Though this bit of “GOD FAIRES ARE JUST SO MUCH BETTER THAN YOU YOU DIRTY HUMAN YOU CANNOT EVEN COMPREHEND HOW MUCH BETTER THIS THING I MADE IS THAN YOU ARE BECAUSE HUMANS ARE PLEBES AND FAIRES ARE THE BESTEST EVER IN COMEPLETELY UNDEFINED WAYS BECAUSE YOU SUCK AND MY FAIRES ARE THE BEST YOU HEAR ME THE BESTEST THING EVER GOD I’M SO GREAT BECAUSE I CAN SAY THE THIGN I MADE IS SPECIAL TEN MILLION TIMES WITHOUT PUTTING ANY ACTUAL FUCKING EFFORT INTO IT”

Ahem. Anyway.

That bullshit explanation still doesn’t excuse the use of the word ‘mating’ for me. “Finding a mate” and “mating” are not the same thing. I’ve heard this book gets explicit sex scenes later, so it can’t be that the implications behind the word “mating” are just somehow unknown here.

Feyre asks what happened to his parents, and Tamlin says his dad was a tyrant and Dad and older brothers kept slaves pre-treaty and that left a mark on Tamlin, which is why he’s insistent on treating Feyre better. A page later, he finally answers the actual question and says the whole rest of his family was killed by a rival High Lord, and he was spared for [Reason Not Found].

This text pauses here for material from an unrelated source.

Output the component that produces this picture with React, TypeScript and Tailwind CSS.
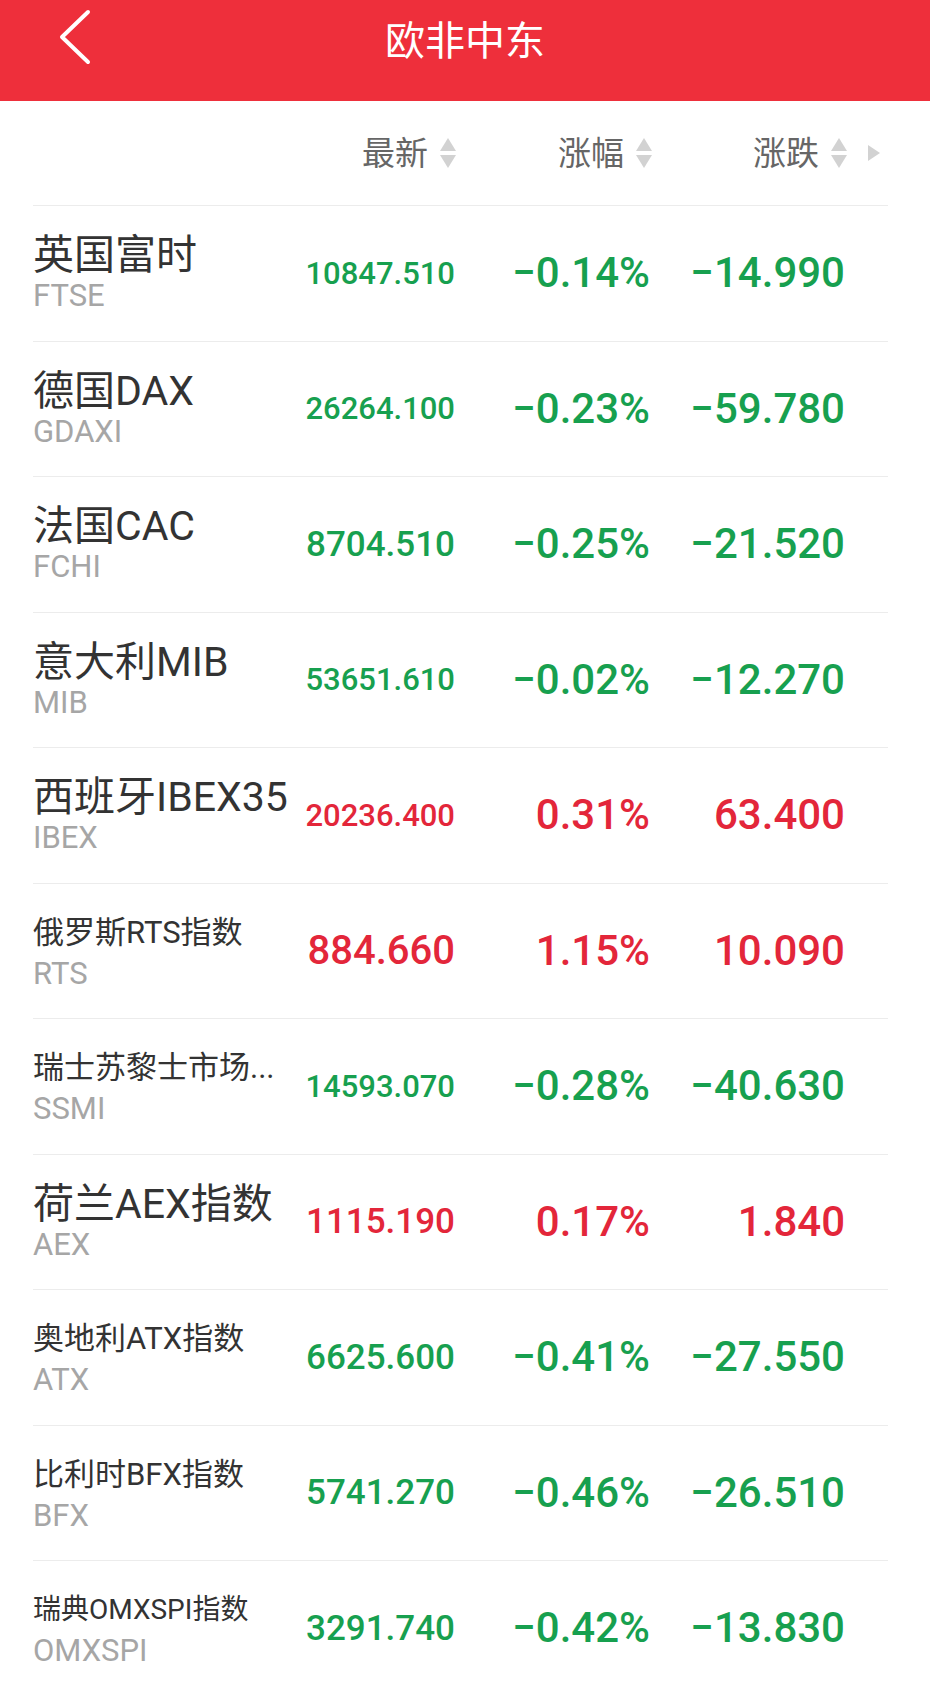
type Quote = {
  name: string;
  code: string;
  nameSize: string;
  price: string;
  priceSize: string;
  pct: string;
  chg: string;
  up: boolean;
};

const quotes: Quote[] = [
  { name: '英国富时', code: 'FTSE', nameSize: 'text-[41px]', price: '10847.510', priceSize: 'text-[31px]', pct: '−0.14%', chg: '−14.990', up: false },
  { name: '德国DAX', code: 'GDAXI', nameSize: 'text-[41px]', price: '26264.100', priceSize: 'text-[31px]', pct: '−0.23%', chg: '−59.780', up: false },
  { name: '法国CAC', code: 'FCHI', nameSize: 'text-[41px]', price: '8704.510', priceSize: 'text-[35px]', pct: '−0.25%', chg: '−21.520', up: false },
  { name: '意大利MIB', code: 'MIB', nameSize: 'text-[41px]', price: '53651.610', priceSize: 'text-[31px]', pct: '−0.02%', chg: '−12.270', up: false },
  { name: '西班牙IBEX35', code: 'IBEX', nameSize: 'text-[41px]', price: '20236.400', priceSize: 'text-[31px]', pct: '0.31%', chg: '63.400', up: true },
  { name: '俄罗斯RTS指数', code: 'RTS', nameSize: 'text-[31px]', price: '884.660', priceSize: 'text-[40px]', pct: '1.15%', chg: '10.090', up: true },
  { name: '瑞士苏黎士市场...', code: 'SSMI', nameSize: 'text-[31px]', price: '14593.070', priceSize: 'text-[31px]', pct: '−0.28%', chg: '−40.630', up: false },
  { name: '荷兰AEX指数', code: 'AEX', nameSize: 'text-[41px]', price: '1115.190', priceSize: 'text-[35px]', pct: '0.17%', chg: '1.840', up: true },
  { name: '奥地利ATX指数', code: 'ATX', nameSize: 'text-[31px]', price: '6625.600', priceSize: 'text-[35px]', pct: '−0.41%', chg: '−27.550', up: false },
  { name: '比利时BFX指数', code: 'BFX', nameSize: 'text-[31px]', price: '5741.270', priceSize: 'text-[35px]', pct: '−0.46%', chg: '−26.510', up: false },
  { name: '瑞典OMXSPI指数', code: 'OMXSPI', nameSize: 'text-[28px]', price: '3291.740', priceSize: 'text-[35px]', pct: '−0.42%', chg: '−13.830', up: false },
];

const SortIcon = () => (
  <svg width="18" height="31" viewBox="0 0 18 31" className="shrink-0">
    <path d="M9 0 L17 13 H1 Z" fill="#d2d2d2" />
    <path d="M1 17 H17 L9 30 Z" fill="#d2d2d2" />
  </svg>
);

const HeadCell = ({ label }: { label: string }) => (
  <div className="flex items-center justify-end gap-[11px] pr-[-2px]">
    <span className="text-[33px] leading-none text-[#666]">{label}</span>
    <SortIcon />
  </div>
);

const Row = ({ q }: { q: Quote }) => {
  const color = q.up ? 'text-[#e3263a]' : 'text-[#17a04f]';
  return (
    <div className="grid h-[135.5px] grid-cols-[257px_165px_195px_195px_1fr] items-center border-t border-[#ececec]">
      <div className="flex flex-col justify-center">
        <span className={`${q.nameSize} whitespace-nowrap leading-[46px] text-[#333]`}>{q.name}</span>
        <span className="text-[31px] leading-[36px] text-[#a6a6a6]">{q.code}</span>
      </div>
      <div className={`${q.priceSize} ${color} text-right font-medium leading-none`}>{q.price}</div>
      <div className={`text-[42px] ${color} text-right font-medium leading-none`}>{q.pct}</div>
      <div className={`text-[42px] ${color} text-right font-medium leading-none`}>{q.chg}</div>
      <div />
    </div>
  );
};

export default function App() {
  return (
    <div className="min-h-screen bg-white font-[Roboto,'Noto_Sans_CJK_SC',sans-serif]">
      {/* 顶部标题栏 */}
      <div className="grid h-[101px] grid-cols-[1fr_auto_1fr] items-start bg-[#ee2f3b]">
        <div className="pl-[58px] pt-[8px]">
          <svg width="34" height="58" viewBox="0 0 34 58" fill="none">
            <path d="M30 4 L4 29 L30 54" stroke="white" strokeWidth="4" strokeLinecap="round" strokeLinejoin="round" />
          </svg>
        </div>
        <div className="pt-[18px] text-[40px] leading-[48px] text-white">欧非中东</div>
        <div />
      </div>

      <div className="ml-[33px] mr-[42px]">
        {/* 表头 */}
        <div className="grid h-[104px] grid-cols-[257px_167px_196px_195px_1fr] items-center">
          <div />
          <HeadCell label="最新" />
          <HeadCell label="涨幅" />
          <HeadCell label="涨跌" />
          <div className="pl-[20px]">
            <svg width="12" height="16" viewBox="0 0 12 16">
              <path d="M0 0 L12 8 L0 16 Z" fill="#d2d2d2" />
            </svg>
          </div>
        </div>

        {quotes.map((q) => (
          <Row key={q.code} q={q} />
        ))}
      </div>
    </div>
  );
}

“Most High Lords are trained from birth in manners and laws and court warfare. When the title fell to me, it was a … rough transition. Many of my father’s courtiers defected to other courts rather than have a warrior-beast snarling at them.”

But.

HOW.

Courtiers aren’t just those friends that hang around at your house all the time and eat all your food. Generally speaking they are peers who have deep, hereditary interest in the realm being ruled. They’re nobles who have lands and financial holdings and tenants and obligations. You can’t just pack all that up and move because the new ruler was rude to you.

And we still haven’t seen much in the way of residents of the Spring Court; did all of those pack up and move, too? So far the whole fairy society seems to be random creatures and unattached rich people, in which case why does Tamlin have to be in charge of anything? Why can’t he just be a dude with a big house and a lot of magic? That’s all he is in practice.

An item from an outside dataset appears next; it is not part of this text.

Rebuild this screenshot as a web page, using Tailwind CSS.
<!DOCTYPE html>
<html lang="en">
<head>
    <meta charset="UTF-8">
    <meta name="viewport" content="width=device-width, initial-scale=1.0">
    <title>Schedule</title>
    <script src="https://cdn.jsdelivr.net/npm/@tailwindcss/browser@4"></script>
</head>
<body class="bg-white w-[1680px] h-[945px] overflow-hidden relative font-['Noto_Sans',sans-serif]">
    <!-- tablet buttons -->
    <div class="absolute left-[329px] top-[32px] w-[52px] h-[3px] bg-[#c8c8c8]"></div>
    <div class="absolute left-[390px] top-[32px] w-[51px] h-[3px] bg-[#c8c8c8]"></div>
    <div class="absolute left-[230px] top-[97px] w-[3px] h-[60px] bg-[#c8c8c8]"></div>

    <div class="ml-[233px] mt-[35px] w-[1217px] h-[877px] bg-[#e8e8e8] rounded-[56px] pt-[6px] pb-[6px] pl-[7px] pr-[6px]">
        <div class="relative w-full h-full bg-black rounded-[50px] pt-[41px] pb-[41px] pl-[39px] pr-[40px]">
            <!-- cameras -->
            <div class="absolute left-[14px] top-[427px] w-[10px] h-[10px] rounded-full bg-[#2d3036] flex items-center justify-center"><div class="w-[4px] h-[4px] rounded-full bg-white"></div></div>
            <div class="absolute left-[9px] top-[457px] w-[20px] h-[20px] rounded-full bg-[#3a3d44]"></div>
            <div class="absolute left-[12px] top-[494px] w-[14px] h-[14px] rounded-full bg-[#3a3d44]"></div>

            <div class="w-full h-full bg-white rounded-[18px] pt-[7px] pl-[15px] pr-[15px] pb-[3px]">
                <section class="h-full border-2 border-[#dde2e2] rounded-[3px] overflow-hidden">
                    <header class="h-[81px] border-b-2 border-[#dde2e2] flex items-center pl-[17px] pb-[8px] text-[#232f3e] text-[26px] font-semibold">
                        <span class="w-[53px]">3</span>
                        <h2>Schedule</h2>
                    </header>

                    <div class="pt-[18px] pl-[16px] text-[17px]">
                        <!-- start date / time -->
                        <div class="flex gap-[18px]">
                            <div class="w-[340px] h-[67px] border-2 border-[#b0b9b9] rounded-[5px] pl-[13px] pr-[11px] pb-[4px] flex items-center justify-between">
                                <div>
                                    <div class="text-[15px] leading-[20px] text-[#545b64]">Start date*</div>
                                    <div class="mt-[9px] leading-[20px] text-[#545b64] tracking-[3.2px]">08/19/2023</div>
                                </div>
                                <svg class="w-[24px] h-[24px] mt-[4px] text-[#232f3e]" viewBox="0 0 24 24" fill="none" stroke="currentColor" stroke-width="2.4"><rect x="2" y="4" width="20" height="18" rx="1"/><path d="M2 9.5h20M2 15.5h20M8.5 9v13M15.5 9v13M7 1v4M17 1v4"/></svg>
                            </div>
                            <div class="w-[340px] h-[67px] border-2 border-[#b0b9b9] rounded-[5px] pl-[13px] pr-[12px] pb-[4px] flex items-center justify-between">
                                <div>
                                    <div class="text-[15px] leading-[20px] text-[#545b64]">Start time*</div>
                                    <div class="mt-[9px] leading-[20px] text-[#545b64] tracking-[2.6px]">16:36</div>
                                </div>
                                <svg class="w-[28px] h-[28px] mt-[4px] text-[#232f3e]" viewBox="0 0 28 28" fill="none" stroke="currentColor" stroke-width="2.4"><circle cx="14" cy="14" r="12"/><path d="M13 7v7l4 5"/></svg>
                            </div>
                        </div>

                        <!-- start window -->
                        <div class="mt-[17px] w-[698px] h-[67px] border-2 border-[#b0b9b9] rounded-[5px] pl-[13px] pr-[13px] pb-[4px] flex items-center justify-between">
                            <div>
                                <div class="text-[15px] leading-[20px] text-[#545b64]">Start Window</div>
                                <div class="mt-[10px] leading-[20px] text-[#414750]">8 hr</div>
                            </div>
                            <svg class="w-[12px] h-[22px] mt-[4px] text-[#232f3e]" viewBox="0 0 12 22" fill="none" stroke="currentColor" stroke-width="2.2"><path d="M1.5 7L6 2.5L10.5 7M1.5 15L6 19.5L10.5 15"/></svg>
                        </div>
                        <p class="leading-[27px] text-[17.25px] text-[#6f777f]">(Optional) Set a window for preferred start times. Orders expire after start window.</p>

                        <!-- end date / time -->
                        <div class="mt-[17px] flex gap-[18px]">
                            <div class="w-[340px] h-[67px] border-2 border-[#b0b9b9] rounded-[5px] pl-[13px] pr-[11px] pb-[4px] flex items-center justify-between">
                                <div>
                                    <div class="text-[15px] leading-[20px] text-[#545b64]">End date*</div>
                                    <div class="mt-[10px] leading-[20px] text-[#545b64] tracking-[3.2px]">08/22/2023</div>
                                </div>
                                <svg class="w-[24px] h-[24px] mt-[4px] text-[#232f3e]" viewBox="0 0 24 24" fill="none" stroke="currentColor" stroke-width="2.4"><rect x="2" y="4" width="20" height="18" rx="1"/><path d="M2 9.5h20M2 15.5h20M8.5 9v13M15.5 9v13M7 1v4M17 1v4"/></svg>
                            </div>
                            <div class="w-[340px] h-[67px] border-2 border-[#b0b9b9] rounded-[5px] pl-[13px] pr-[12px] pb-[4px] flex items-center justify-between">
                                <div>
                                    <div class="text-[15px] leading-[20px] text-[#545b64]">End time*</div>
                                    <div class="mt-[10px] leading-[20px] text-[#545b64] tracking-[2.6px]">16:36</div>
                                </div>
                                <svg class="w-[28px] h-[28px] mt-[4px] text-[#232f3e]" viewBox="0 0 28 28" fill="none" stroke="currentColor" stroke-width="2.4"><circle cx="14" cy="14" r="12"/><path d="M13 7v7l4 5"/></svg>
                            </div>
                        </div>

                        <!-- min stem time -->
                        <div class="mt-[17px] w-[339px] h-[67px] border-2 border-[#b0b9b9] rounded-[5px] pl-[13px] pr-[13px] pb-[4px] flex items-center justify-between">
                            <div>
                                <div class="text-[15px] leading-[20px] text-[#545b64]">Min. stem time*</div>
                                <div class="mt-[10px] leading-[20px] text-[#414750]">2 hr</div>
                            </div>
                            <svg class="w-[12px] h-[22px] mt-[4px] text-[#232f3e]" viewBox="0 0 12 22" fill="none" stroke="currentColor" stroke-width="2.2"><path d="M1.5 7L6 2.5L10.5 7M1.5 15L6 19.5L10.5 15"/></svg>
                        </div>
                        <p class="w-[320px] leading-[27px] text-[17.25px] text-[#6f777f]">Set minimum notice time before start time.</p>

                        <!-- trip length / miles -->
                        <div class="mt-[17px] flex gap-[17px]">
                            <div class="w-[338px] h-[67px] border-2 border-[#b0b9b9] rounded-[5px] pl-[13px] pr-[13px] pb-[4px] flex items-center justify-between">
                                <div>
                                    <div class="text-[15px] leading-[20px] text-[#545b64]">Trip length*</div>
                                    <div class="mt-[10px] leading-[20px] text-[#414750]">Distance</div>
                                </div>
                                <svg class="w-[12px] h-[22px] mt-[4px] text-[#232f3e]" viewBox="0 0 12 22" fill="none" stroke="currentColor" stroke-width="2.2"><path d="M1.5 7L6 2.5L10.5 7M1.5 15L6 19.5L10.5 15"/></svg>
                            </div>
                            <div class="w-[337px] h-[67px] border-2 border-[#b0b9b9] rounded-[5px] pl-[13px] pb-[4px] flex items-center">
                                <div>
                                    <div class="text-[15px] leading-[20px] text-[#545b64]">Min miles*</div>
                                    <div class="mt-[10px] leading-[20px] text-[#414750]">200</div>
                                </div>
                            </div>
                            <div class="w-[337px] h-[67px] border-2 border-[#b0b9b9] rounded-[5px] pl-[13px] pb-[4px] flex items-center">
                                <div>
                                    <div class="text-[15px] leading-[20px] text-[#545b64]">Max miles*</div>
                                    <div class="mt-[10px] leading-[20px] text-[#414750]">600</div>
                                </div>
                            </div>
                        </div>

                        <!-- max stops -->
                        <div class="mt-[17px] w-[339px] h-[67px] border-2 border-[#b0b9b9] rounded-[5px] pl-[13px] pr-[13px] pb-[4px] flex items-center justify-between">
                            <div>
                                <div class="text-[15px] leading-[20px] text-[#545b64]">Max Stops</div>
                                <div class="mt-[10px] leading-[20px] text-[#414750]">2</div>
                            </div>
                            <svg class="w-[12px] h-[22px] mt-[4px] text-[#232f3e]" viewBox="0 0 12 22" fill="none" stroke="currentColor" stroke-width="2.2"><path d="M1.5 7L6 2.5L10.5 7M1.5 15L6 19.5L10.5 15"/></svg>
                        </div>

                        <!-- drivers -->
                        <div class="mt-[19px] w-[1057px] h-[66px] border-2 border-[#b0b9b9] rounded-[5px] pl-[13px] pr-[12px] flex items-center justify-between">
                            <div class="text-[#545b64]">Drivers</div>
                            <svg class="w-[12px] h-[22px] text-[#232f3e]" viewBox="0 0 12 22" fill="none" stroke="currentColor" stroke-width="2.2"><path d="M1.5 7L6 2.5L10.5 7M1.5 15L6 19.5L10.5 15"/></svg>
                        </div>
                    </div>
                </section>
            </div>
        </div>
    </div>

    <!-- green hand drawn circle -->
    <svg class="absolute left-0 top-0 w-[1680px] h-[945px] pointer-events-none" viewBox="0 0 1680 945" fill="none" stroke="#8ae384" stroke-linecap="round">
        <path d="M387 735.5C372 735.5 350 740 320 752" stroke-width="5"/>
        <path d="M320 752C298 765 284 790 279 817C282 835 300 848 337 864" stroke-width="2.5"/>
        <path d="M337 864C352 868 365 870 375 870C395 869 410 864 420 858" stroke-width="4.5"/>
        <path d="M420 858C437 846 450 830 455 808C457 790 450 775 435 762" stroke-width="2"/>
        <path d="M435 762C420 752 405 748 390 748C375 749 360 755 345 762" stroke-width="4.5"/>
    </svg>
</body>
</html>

They talk about an upcoming holiday that involves a lot of bonfires and visitors, and Tamlin says Feyre will want to stay hidden for that. Then, random encounter time! Feyre has to hide, but she spies on Tamlin and Lucien talking to a disembodied voice. More vague mentions of ‘she’ doing bad things and Tamlin needing to do something but not doing. I don’t care, because we’ve already seen this. And we know how it’ll play out: Feyre does nothing and no one explains. At this point, the book is just taunting me, letting me know there’s a plot out there somewhere but I’m not allowed to see it.

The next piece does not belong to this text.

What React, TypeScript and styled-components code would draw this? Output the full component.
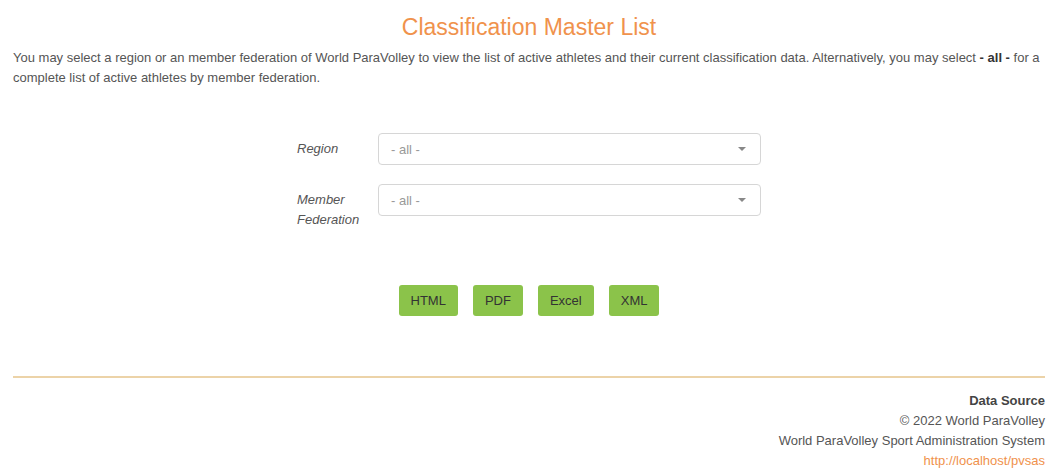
import React from "react";
import styled, { createGlobalStyle } from "styled-components";

const Global = createGlobalStyle`
  html, body { margin: 0; padding: 0; background: #ffffff; }
  body { font-family: "Liberation Sans", Arial, sans-serif; color: #555; }
`;

const Page = styled.div`
  padding: 12px 13px 0 13px;
  display: flex;
  flex-direction: column;
`;

const Title = styled.h1`
  margin: 0;
  text-align: center;
  font-size: 23px;
  line-height: 30px;
  font-weight: normal;
  color: #f0924c;
`;

const Intro = styled.p`
  margin: 6px 0 0 0;
  font-size: 13px;
  line-height: 19.5px;
  color: #555;
  b { color: #333; }
`;

const Form = styled.div`
  align-self: center;
  margin: 46px 0 0 0;
  width: 464px;
  display: grid;
  grid-template-columns: 81px 1fr;
  row-gap: 19px;
`;

const Label = styled.label`
  font-size: 13px;
  line-height: 20px;
  font-style: italic;
  color: #555;
  padding-top: 6px;
`;

const Select = styled.div`
  height: 32px;
  box-sizing: border-box;
  border: 1px solid #d6d6d6;
  border-radius: 4px;
  display: flex;
  align-items: center;
  justify-content: space-between;
  padding: 0 14px 0 12px;
  font-size: 13px;
  color: #999;
`;

const Caret = styled.span`
  width: 0;
  height: 0;
  border-left: 4px solid transparent;
  border-right: 4px solid transparent;
  border-top: 4px solid #888;
`;

const Buttons = styled.div`
  display: flex;
  justify-content: center;
  gap: 15px;
  margin-top: 55px;
`;

const Button = styled.button`
  height: 31px;
  padding: 0 12px;
  border: none;
  border-radius: 3px;
  background: #8bc34a;
  color: #333;
  font-family: "Liberation Sans", Arial, sans-serif;
  font-size: 13px;
`;

const Rule = styled.hr`
  margin: 60px 0 0 0;
  border: none;
  height: 2px;
  background: #ecd3a8;
`;

const Footer = styled.div`
  margin-top: 13px;
  text-align: right;
  font-size: 13px;
  line-height: 20px;
  color: #555;
  display: flex;
  flex-direction: column;
`;

const Strong = styled.span`
  font-weight: bold;
  color: #444;
`;

const Link = styled.a`
  color: #f0924c;
  text-decoration: none;
`;

export default function App() {
  return (
    <>
      <Global />
      <Page>
        <Title>Classification Master List</Title>
        <Intro>
          You may select a region or an member federation of World ParaVolley to view the list of active athletes and their current classification data. Alternatively, you may select <b>- all -</b> for a complete list of active athletes by member federation.
        </Intro>
        <Form>
          <Label>Region</Label>
          <Select>
            <span>- all -</span>
            <Caret />
          </Select>
          <Label>
            Member
            <br />
            Federation
          </Label>
          <Select>
            <span>- all -</span>
            <Caret />
          </Select>
        </Form>
        <Buttons>
          <Button>HTML</Button>
          <Button>PDF</Button>
          <Button>Excel</Button>
          <Button>XML</Button>
        </Buttons>
        <Rule />
        <Footer>
          <Strong>Data Source</Strong>
          <span>© 2022 World ParaVolley</span>
          <span>World ParaVolley Sport Administration System</span>
          <Link href="#">http://localhost/pvsas</Link>
        </Footer>
      </Page>
    </>
  );
}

Several days later, Feyre is alone in the house and bemoaning the fact that she can’t go to the bonfire party. You know, the one with all the hostile fairies and lots of magic being slung around? Yeah, so unjust that the squishy human can’t go.

Even the garden, usually buzzing with the orchestra of its denizens, had quieted to hear the drums.

…dafuq? Every time you describe the place you point out it’s silent and empty. Make up your mind.

Feyre hides in her room as instructed, but after a while just can’t stand it and goes out to the party anyway. Probably because magic, though that nicely downplayed in the narration. She finds hundreds of High Fae about.

Where had they come from—where did they live, if they belonged to the Spring Court but did not dwell in the manor?

All these questions and more you had months to ask, but didn’t.

All the fairies are headed towards a cave at the center of activities, but before Feyre can figure out what’s going on a couple of humanoid fairies come by to sexually harass her because FUCK THIS BOOK.

Yeah, that’s all I’ve got. Sorry. I’m tired. I’m too tired. I can’t make snarky comments about this, I can’t make commentary, witty or not, I can’t delve into meta or implications or society or whatever the fuck. I’m too tired. I’m exhausted. Fuck this bullshit. If you don’t know why, fucking google, because I can’t right now. I’m tired and I’m sick and this shit keeps popping up no matter what anyone says or how loud they scream it and I can’t scream anymore. Maybe I’ll get a second wind next book, maybe not, but fuck this book.

Bullshit, bullshit, bullshit, pretty dude, end of chapter. Anyone surprised? I’m not, I’m just crying.